Gothic also found favour as a domestic style, particularly for furniture and silverware. Its success was influenced by the medieval romances of
Sir Walter Scott, which continued to grow in popularity after the novelist's death in 1832. It was most often seen in semi-public rooms such as entrance halls, and in country houses; newly wealthy industrialists were particularly fond of it for its aristocratic connotations.
Victorians combined a love of the past with a great zest for novelty. This was seen both in an enthusiasm for gadgets and new materials, and in a search for new ways of making things, especially if they involved machinery.
The promoters of new methods of manufacture felt they had to prove them equal or superior to the old ways. This led to a greater and greater emphasis on elaboration and on decoration for its own sake, most clearly seen the furniture industry.

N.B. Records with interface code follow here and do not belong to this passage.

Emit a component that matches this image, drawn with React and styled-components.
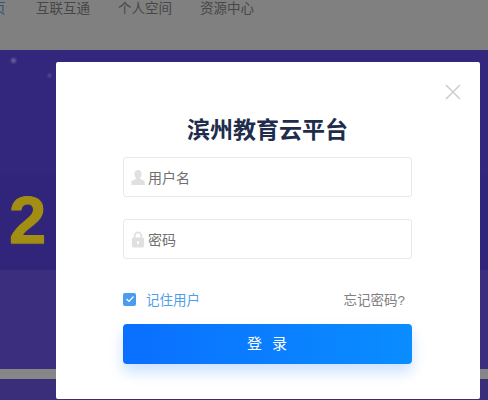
import React from "react";
import styled, { createGlobalStyle } from "styled-components";

const GlobalStyle = createGlobalStyle`
  html, body {
    margin: 0;
    padding: 0;
    height: 400px;
    overflow: hidden;
    background: #808080;
    font-family: "Liberation Sans", "Noto Sans CJK SC", sans-serif;
  }
`;

const UserIcon = () => (
  <FieldIcon viewBox="0 0 14 16">
    <path
      d="M7 0.5c2.2 0 3.6 1.7 3.6 4 0 1.8-.8 3.2-1.7 4 .1.9.7 1.3 2 1.8 1.7.7 2.8 1.3 2.8 2.7V15.500H.3V13c0-1.400 1.100-2 2.800-2.700 1.300-.5 1.900-.9 2-1.800-.9-.8-1.700-2.200-1.700-4 0-2.300 1.400-4 3.600-4z"
      fill="#e0e0e0"
    />
  </FieldIcon>
);

const LockIcon = () => (
  <FieldIcon viewBox="0 0 14 18">
    <path d="M3.500 8V5a3.500 3.500 0 0 1 7 0v3" stroke="#e0e0e0" strokeWidth="1.800" fill="none" />
    <rect x="0.500" y="7" width="13" height="10.500" rx="2" fill="#e0e0e0" />
    <rect x="6" y="10.500" width="2" height="3.500" rx="1" fill="#fff" />
  </FieldIcon>
);

const App = () => {
  return (
    <Page>
      <GlobalStyle />
      <TopNav>
        <NavItem $active>页</NavItem>
        <NavItem>互联互通</NavItem>
        <NavItem>个人空间</NavItem>
        <NavItem>资源中心</NavItem>
      </TopNav>
      <Hero>
        <Speck $x={11} $y={8} $size={5} />
        <Speck $x={48} $y={24} $size={3} />
        <HeroTop />
        <HeroBanner>
          <BigDigit>2</BigDigit>
        </HeroBanner>
        <HeroLower />
        <HeroStrip />
        <HeroBottom />
      </Hero>
      <Modal>
        <CloseButton aria-label="关闭">
          <svg width="16" height="16" viewBox="0 0 16 16">
            <path d="M1 1 L15 15 M15 1 L1 15" stroke="#cfcfcf" strokeWidth="1.600" fill="none" />
          </svg>
        </CloseButton>
        <Title>滨州教育云平台</Title>
        <Field>
          <UserIcon />
          <FieldText>用户名</FieldText>
        </Field>
        <Field>
          <LockIcon />
          <FieldText>密码</FieldText>
        </Field>
        <OptionRow>
          <Remember>
            <CheckBox>
              <svg width="10" height="10" viewBox="0 0 10 10">
                <path d="M1.500 5 L4 7.500 L8.500 2.500" stroke="#fff" strokeWidth="1.200" fill="none" />
              </svg>
            </CheckBox>
            记住用户
          </Remember>
          <Forgot>忘记密码?</Forgot>
        </OptionRow>
        <LoginButton>登 录</LoginButton>
      </Modal>
    </Page>
  );
};

const Page = styled.div`
  position: relative;
  width: 488px;
  height: 400px;
  overflow: hidden;
`;

const TopNav = styled.nav`
  height: 50px;
  box-sizing: border-box;
  margin-left: -8px;
  display: flex;
  gap: 28px;
  background: #808080;
`;

const NavItem = styled.a`
  font-size: 13.500px;
  line-height: 18px;
  color: ${(props) => (props.$active ? "#34527a" : "#474747")};
  width: ${(props) => (props.$active ? "16px" : "auto")};
`;

const Hero = styled.section`
  position: relative;
  height: 350px;
  display: flex;
  flex-direction: column;
`;

const Speck = styled.i`
  position: absolute;
  left: ${(props) => props.$x}px;
  top: ${(props) => props.$y}px;
  width: ${(props) => props.$size}px;
  height: ${(props) => props.$size}px;
  border-radius: 50%;
  background: #6a6399;
  filter: blur(1px);
`;

const HeroTop = styled.div`
  height: 125px;
  background: #33267d;
`;

const HeroBanner = styled.div`
  height: 95px;
  background: #31247b;
  display: flex;
  align-items: center;
  padding: 0 0 6px 9px;
  box-sizing: border-box;
`;

const BigDigit = styled.span`
  font-weight: 700;
  font-size: 67px;
  line-height: 67px;
  color: #a38e14;
  -webkit-text-stroke: 1px #a38e14;
  text-shadow: 0 1px 1px #6d6040;
`;

const HeroLower = styled.div`
  height: 99px;
  background: #3b2e7e;
`;

const HeroStrip = styled.div`
  height: 10px;
  background: #868588;
`;

const HeroBottom = styled.div`
  flex: 1;
  background: #3a2d7a;
`;

const Modal = styled.div`
  position: absolute;
  left: 56px;
  top: 62px;
  width: 424px;
  height: 337px;
  box-sizing: border-box;
  padding: 0 68px 0 67px;
  background: #fff;
  border-radius: 2px;
  display: flex;
  flex-direction: column;
`;

const CloseButton = styled.button`
  position: absolute;
  top: 22px;
  right: 19px;
  padding: 0;
  border: 0;
  background: none;
  display: flex;
`;

const Title = styled.h1`
  margin: 53px 0 0;
  height: 30px;
  font-size: 23px;
  line-height: 30px;
  font-weight: 700;
  text-align: center;
  color: #1f2d4d;
`;

const Field = styled.div`
  height: 40px;
  box-sizing: border-box;
  border: 1px solid #e8e8e8;
  border-radius: 3px;
  display: flex;
  align-items: center;
  gap: 3px;
  padding-left: 7px;
  margin-top: 22px;
  &:first-of-type {
    margin-top: 12px;
  }
`;

const FieldIcon = styled.svg`
  width: 14px;
  height: 17px;
  flex: none;
`;

const FieldText = styled.span`
  font-size: 14px;
  margin-top: -1px;
  color: #707070;
`;

const OptionRow = styled.div`
  margin-top: 30px;
  height: 20px;
  display: flex;
  align-items: center;
  justify-content: space-between;
  padding-right: 7px;
`;

const Remember = styled.label`
  display: flex;
  align-items: center;
  gap: 10px;
  font-size: 13.500px;
  color: #4f9fe8;
`;

const CheckBox = styled.span`
  width: 13px;
  height: 13px;
  border-radius: 2px;
  background: #4a9dee;
  display: flex;
  align-items: center;
  justify-content: center;
`;

const Forgot = styled.a`
  font-size: 13.500px;
  color: #808080;
`;

const LoginButton = styled.button`
  margin-top: 15px;
  height: 40px;
  padding: 0 0 3px 2px;
  border: 0;
  border-radius: 4px;
  color: #fff;
  font-family: inherit;
  font-size: 15px;
  letter-spacing: 3px;
  background: linear-gradient(90deg, #0a6fff, #0a8dff);
  box-shadow: 0 8px 14px rgba(20, 120, 255, 0.22);
`;

export default App;
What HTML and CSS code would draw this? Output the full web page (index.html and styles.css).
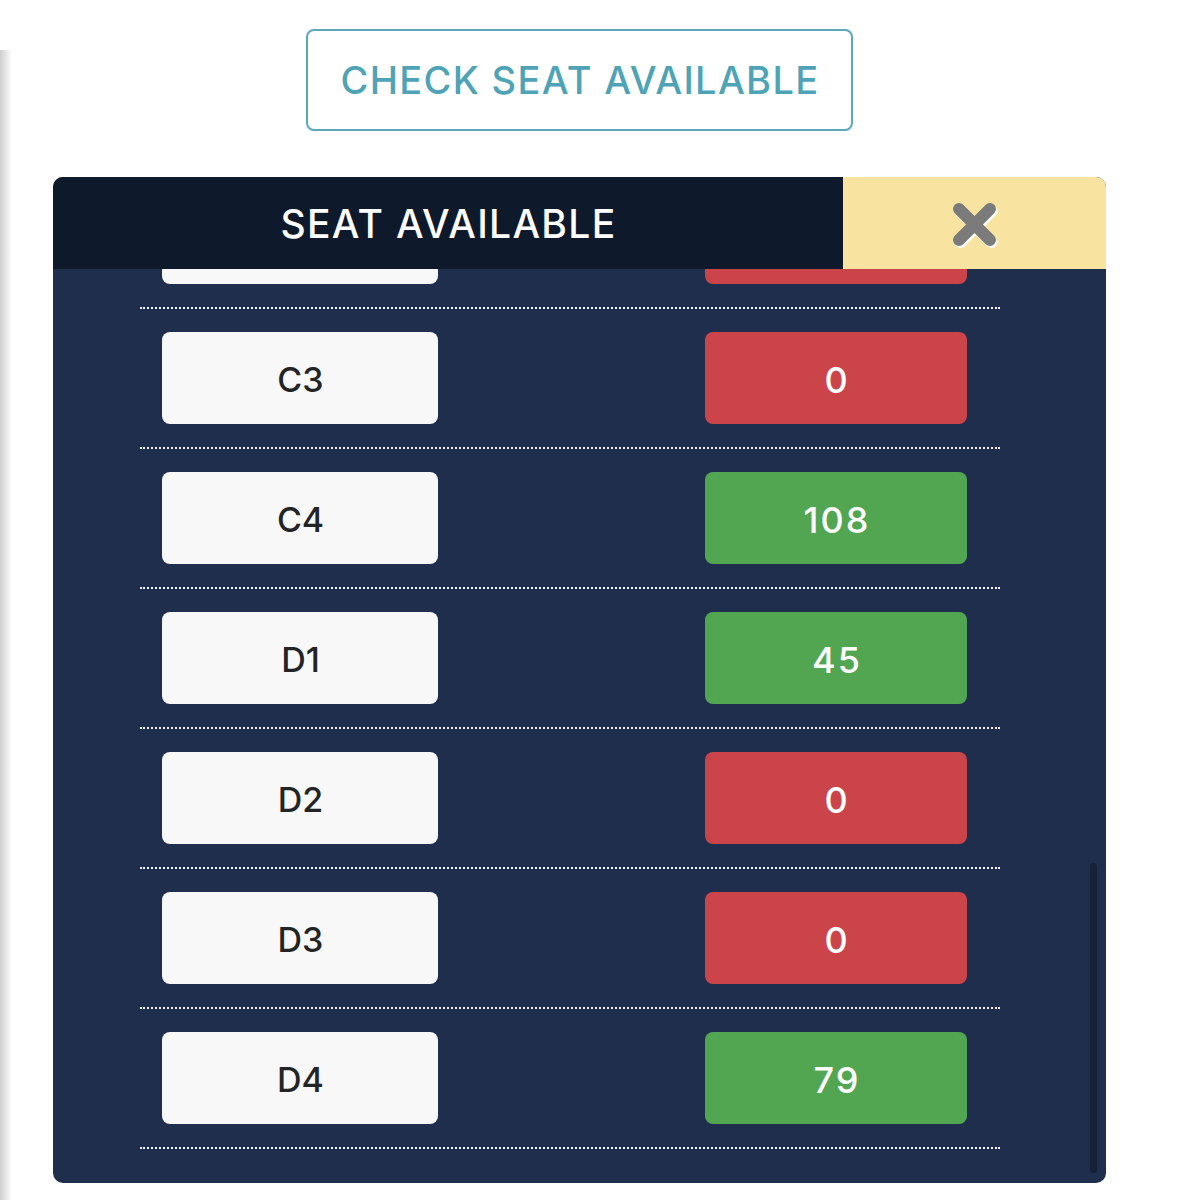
FILE: index.html
```html
<!DOCTYPE html>
<html>
<head>
<meta charset="utf-8">
<link rel="stylesheet" href="styles.css">
</head>
<body>
<div class="edge-shadow"></div>
<div class="page">
  <div class="btn-wrap">
    <button class="check-btn">CHECK SEAT AVAILABLE</button>
  </div>
  <div class="panel">
    <div class="panel-head">
      <div class="panel-title">SEAT AVAILABLE</div>
      <div class="panel-close">
        <svg width="52" height="52" viewBox="0 0 52 52">
          <g stroke-linecap="round" stroke-width="12" fill="none">
            <path d="M10 10 L41 41 M41 10 L10 41" stroke="#ffffff" transform="translate(1.5,2)"/>
            <path d="M10 10 L41 41 M41 10 L10 41" stroke="#7b7b7b"/>
          </g>
        </svg>
      </div>
    </div>
    <div class="panel-body">
      <div class="list">
        <div class="row"><div class="zone"></div><div class="count red"></div></div>
        <div class="row"><div class="zone">C3</div><div class="count red">0</div></div>
        <div class="row"><div class="zone">C4</div><div class="count green">108</div></div>
        <div class="row"><div class="zone">D1</div><div class="count green">45</div></div>
        <div class="row"><div class="zone">D2</div><div class="count red">0</div></div>
        <div class="row"><div class="zone">D3</div><div class="count red">0</div></div>
        <div class="row"><div class="zone">D4</div><div class="count green">79</div></div>
      </div>
      <div class="scrollbar"></div>
    </div>
  </div>
</div>
</body>
</html>
```
FILE: styles.css
```css
html, body {
  margin: 0;
  padding: 0;
  background: #ffffff;
}
body {
  font-family: Inter, "Open Sans", sans-serif;
  width: 1190px;
  height: 1200px;
  overflow: hidden;
  position: relative;
}
.edge-shadow {
  position: absolute;
  left: 0;
  top: 50px;
  width: 12px;
  height: 1150px;
  background: linear-gradient(to right, #cfcfcf, #e6e6e6 50%, #ffffff);
}
.page {
  margin-left: 53px;
  width: 1053px;
  padding-top: 29px;
}
.btn-wrap {
  display: flex;
  justify-content: center;
}
.check-btn {
  width: 547px;
  height: 102px;
  box-sizing: border-box;
  border: 2px solid #5ba8ba;
  border-radius: 8px;
  background: #ffffff;
  color: #4ea3b6;
  font-family: Inter, "Open Sans", sans-serif;
  font-size: 38px;
  font-weight: 500;
  padding: 0 0 0 1px;
  letter-spacing: 1.3px;
}
.panel {
  margin-top: 46px;
  height: 1006px;
  border-radius: 10px;
  overflow: hidden;
  background: #1f2e4c;
  display: flex;
  flex-direction: column;
}
.panel-head {
  height: 92px;
  display: flex;
  flex-shrink: 0;
  position: relative;
  z-index: 2;
}
.panel-title {
  width: 790px;
  background: #0e192b;
  color: #ffffff;
  display: flex;
  align-items: center;
  justify-content: center;
  font-size: 39px;
  font-weight: 500;
  letter-spacing: 1.3px;
  padding-left: 1px;
  box-sizing: border-box;
}
.panel-close {
  flex: 1;
  background: #f9e3a0;
  display: flex;
  align-items: center;
  justify-content: center;
  padding-top: 4px;
}
.panel-body {
  flex: 1;
  overflow: hidden;
  position: relative;
}
.list {
  margin-top: -100px;
  margin-left: 87px;
  width: 860px;
}
.row {
  display: flex;
  padding: 23px 33px 23px 22px;
  border-bottom: 2px dotted #f4f4f4;
  align-items: center;
  justify-content: space-between;
}
.zone, .count {
  height: 92px;
  border-radius: 8px;
  display: flex;
  align-items: center;
  justify-content: center;
  font-size: 34px;
  font-weight: 500;
  padding: 3px 0 0 1px;
  box-sizing: border-box;
}
.zone {
  width: 276px;
  background: #f8f8f9;
  color: #222426;
}
.count {
  width: 262px;
  color: #ffffff;
  font-size: 36px;
  letter-spacing: 2px;
  padding-left: 2px;
}
.red { background: #cb444a; }
.green { background: #53a651; }
.scrollbar {
  position: absolute;
  right: 9px;
  top: 594px;
  width: 7px;
  height: 310px;
  border-radius: 4px;
  background: #152139;
}
```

Because new machines could carve several pieces of wood at once, they were used to create furniture smothered in carving. Traditional craftsmen fought back with the same weapons. The Warwick school of hand-carving,
well represented in the Great Exhibition, was one of the first reactions against mechanization. Its speciality was large pieces of deeply cut furniture with no surface left uncarved. The great temptation was to confuse quantity with quality, jumbling together motifs from various periods
with little sense of proportion.
INDUSTRIALIZATION
The influence of industrialization was widespread. Supplies of cheap cotton and
wool from the northern mills led to an increasing use of plush upholstery. Upholstered parlour suites - a settee, two armchairs and six side chairs - were a popular innovation.
Victoria reception rooms boasted heavy curtains, hangings and drapes. These were colour coordinated, usually on fairly sombre theme; rich reds and deep greens were common colour schemes. This was partly a matter of taste, but was also practical;
gas and petroleum lamps, themselves products of a new technology, stained light-coloured walls and ceilings.
Perhaps the main influence on mid Victorian taste was social. During the 19th century, the population of Britain rose from around 10 million to 35 million, as decreases in infant mortality greatly increased the size of families. A growing proportion of the population was in the new middle classes of managers, professionals and clerks, who placed great emphasis on status and possessions. For the first time they, not the aristocratic and wealthy, set the prevailing tone.
Middle-class households were large; not only did they have several children, but they also employed at least one servant. This led to a great demand for cheap, yet serviceable goods, and fed the tendency towards mass production.
There was also a revolution in retailing. Where cabinetmakers,
Victorian jewellers and manufacturers of fine porcelain and glass had previously worked mainly to commission, they now produced articles to stock the newly opened high-street stores.
MIXED INFLUENCES
The first truly middle-class style was made up of lots of different influences, all embraced with equal enthusiasm. Rococo silverware was popular, as was the very ornate 'French' style, which married delicate Louis XVI furniture shapes with Empire-style ormolu decoration and set it alongside Sevres-style porcelain made by British porcelain factories.
Reception rooms were crowded with fat upholstered chairs and sofas, all trimmed with braids and fringes. Pianos, occasional tables and side tables took up more floor space.
Every piece of furniture was covered with drapes, and every surface packed with knick-knacks. Specialized display furniture, such as whatnot stands, was found in every home. The same principles applied to the walls, where paintings, prints and plates jostled for space.
DECORATIVE CLUTTER
Much of this decorative clutter was home-made, as etiquette forbade middle-class women both to work for a living and to be idle around the home. Needlepoint and lacework were popular mid-Victorian pastimes.
The main decorative motifs were flowers and other natural objects. Ornamental and useful china alike was extravagantly potted, with lots of fluting and scrolled handles, then enamel-painted with botanically accurate floral designs.
These motifs were complemented by houseplants, potted in colourful jardinieres and set on pedestals, and dried flower arrangements, housed under glass to protect them from dust.
Transfer-printed crockery was affordable by most people, while most middle-class parlours had dried or shell flowers arranged under glass. Slope-backed parlour chairs were typically upholstered in deep-buttoned dark velvet.